The Seattle Seahawks made their second selection of the 2021 NFL Draft on Saturday afternoon, picking former Oklahoma cornerback Tre Brown 137th overall. The 5-foot-10-inch defensive back has the reputation of a “maniacal worker,” which perfectly fits with his new team’s head coach.
When the Seahawks turned in the card and made Brown the latest member of the roster, the NFL Network analysts began raving about his work ethic. Analyst Daniel Jeremiah, in particular, said that Brown “embodies Pete Carroll’s mantra” of always competing. The Super Bowl-winning head coach has continued to preach this message throughout his career in the Pacific Northwest, and now he has a player that will continue to do as requested.
“This guy is a dog,” Pro Football Focus analyst Mike Brown said on Saturday. “5-foot-9, 185 [pounds], but he plays like he is 6-foot-2. … The past two years in the Big 12, sub-50 completion percentage both those years, under 300 yards allowed both those years in the Big 12. You’re getting thrown on, game in and game out, and he passed the test consistently on the outside too.”
The undersized Brown contributed with massive plays during his career
A press corner in college, the feisty Brown excelled when using press coverage to limit opposing receivers.
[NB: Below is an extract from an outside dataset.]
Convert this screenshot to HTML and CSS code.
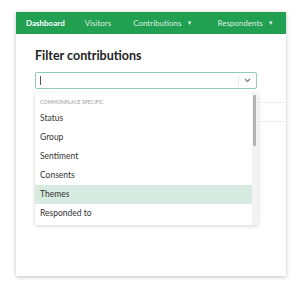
FILE: index.html
```html
<!DOCTYPE html>
<html>
<head>
	<title>Filter contributions</title>
	<link rel="stylesheet" href="styles.css">
</head>
<body>
	<div class="card">
		<nav class="nav">
			<a>Dashboard</a>
			<a>Visitors</a>
			<a>Contributions <span class="caret">&#9660;</span></a>
			<a>Respondents <span class="caret">&#9660;</span></a>
		</nav>
		<div class="content">
			<h1 class="title">Filter contributions</h1>
			<div class="select">
				<div class="select-box">
					<span class="cursor"></span>
					<span class="sep"></span>
					<svg class="chev" width="7" height="5" viewBox="0 0 7 5"><path d="M1 1l2.5 2.5L6 1" fill="none" stroke="#777" stroke-width="1.1"/></svg>
				</div>
				<div class="menu">
					<div class="menu-list">
						<div class="group">COMMONPLACE SPECIFIC</div>
						<div class="opt">Status</div>
						<div class="opt">Group</div>
						<div class="opt">Sentiment</div>
						<div class="opt">Consents</div>
						<div class="opt hover">Themes</div>
						<div class="opt">Responded to</div>
					</div>
					<div class="scroll"><div class="thumb"></div></div>
				</div>
			</div>
			<div class="table">
				<div class="row"></div>
				<div class="row"></div>
			</div>
		</div>
	</div>
</body>
</html>
```

FILE: styles.css
```css
body{
	margin:0;
	padding:12px 12px 9px 16px;
	background-color:#fff;
	font-family:Lato,"Open Sans",sans-serif;
}
.card{
	width:270px;
	height:264px;
	background-color:#fff;
	box-shadow:0 1px 4px rgba(0,0,0,0.25);
}
.nav{
	display:flex;
	align-items:center;
	height:22px;
	padding:0 0 0 10px;
	background-color:#21a052;
	font-size:8px;
}
.nav a{
	color:rgba(255,255,255,0.85);
	white-space:nowrap;
}
.nav a:nth-child(1){
	color:#fff;
	font-weight:bold;
	margin-right:20px;
}
.nav a:nth-child(2){
	margin-right:22px;
}
.nav a:nth-child(3){
	margin-right:25px;
}
.caret{
	font-size:6px;
	margin-left:3px;
	vertical-align:1px;
}
.content{
	padding:14px 0 0 19px;
}
.title{
	margin:0 0 9px 0;
	font-size:12.5px;
	font-weight:bold;
	color:#222;
}
.select{
	position:relative;
	width:222px;
}
.select-box{
	display:flex;
	align-items:center;
	height:17px;
	border:1px solid #8fcfad;
	border-radius:2px;
	box-sizing:border-box;
}
.cursor{
	width:1px;
	height:9px;
	margin-left:4px;
	background-color:#555;
}
.sep{
	margin-left:auto;
	width:1px;
	height:10px;
	background-color:#e6e6e6;
}
.chev{
	margin:0 5px 0 5px;
}
.menu{
	position:absolute;
	top:21px;
	left:0;
	width:223px;
	height:132px;
	display:flex;
	background-color:#fff;
	box-shadow:0 1px 4px rgba(0,0,0,0.18);
	border-radius:2px;
	z-index:2;
}
.menu-list{
	flex:1;
}
.group{
	padding:6px 5px 4px 5px;
	font-size:5px;
	letter-spacing:0.1px;
	color:#999;
}
.opt{
	height:19px;
	line-height:19px;
	padding-left:5px;
	font-size:8.5px;
	color:#333;
}
.opt.hover{
	background-color:#d8ebe0;
}
.scroll{
	width:6px;
	background-color:#f3f3f3;
	padding:2px 1px 0 1px;
	box-sizing:border-box;
}
.thumb{
	width:3px;
	height:51px;
	background-color:#b4b4b4;
	border-radius:1px;
}
.table{
	margin-left:222px;
}
.row{
	height:18px;
	border-bottom:1px solid #eee;
}
.row:first-child{
	height:13px;
}
```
According to NFL analyst Lance Zierlein, he turned every press release “into a fist fight” and “bullied passive receivers” while using his power at the line of scrimmage.
This coverage style, as well as short-area quickness, helped Brown allow the lowest passer rating in a pass-happy conference. He also delivered multiple game-sealing plays for the Oklahoma Sooners. One specific example is an interception in the end zone against the Texas Longhorns that delivered a win in the Red River Showdown. In 2020 alone, Brown posted 31 tackles, three interceptions, and six pass breakups.
Continuing the trend of shutting down receivers will not be simple for Brown. PFF even estimated that Brown will move inside to the slot as the Seahawks reshuffle a secondary also featuring Damarious Randall, Trey Flowers, DJ Reed, and Ahkello Witherspoon. Though he will continue to compete while showcasing his physicality.
“That’s kind of how I was taught,” Brown told reporters on Saturday, per Bob Condotta of the Seattle Times. “Our coaches used to tell us, ‘if we are not getting penalties, we are not being physical enough.’ I think I took that too literally. I think that’s something that could change.”
Brown continued and explained that his reputation for being physical is “kind of fair.” Although he clarified that he has coverage ability as well and that the hands-on nature of his game does not take away from what he can do on the football field. Brown explained that he is just ready to do whatever the team needs.
Brown should contribute on special teams
Along with his ability to cover receivers and tight ends out of the slot, the former Oklahoma corner should have opportunities to immediately contribute on special teams. He had multiple roles during his college career, including as a kick returner. He had 55 returns for 1,207 yards, averaging 21.9 yards each time. Brown also earned second-team All-Big 12 honors as a kick returner in 2018.
“Tre really grew a lot throughout his career here,” Oklahoma head coach Pat Riley told 247Sports. “He came in as a talented guy and left as a guy who was much more technically sound. He really played consistently for us in the defensive secondary this past year. He made a lot of big plays. He was a big factor in the special teams game as well, which I think had the interest of several NFL teams. I think he’ll do a great job in both of those areas with Seattle.”
Brown will have to clean up his game in order to avoid penalties and become a consistent contributor on defense, but he should find a role on special teams. His maniacal effort and willingness to compete at all times will help him achieve this goal as he continues to embody Carroll’s mantra.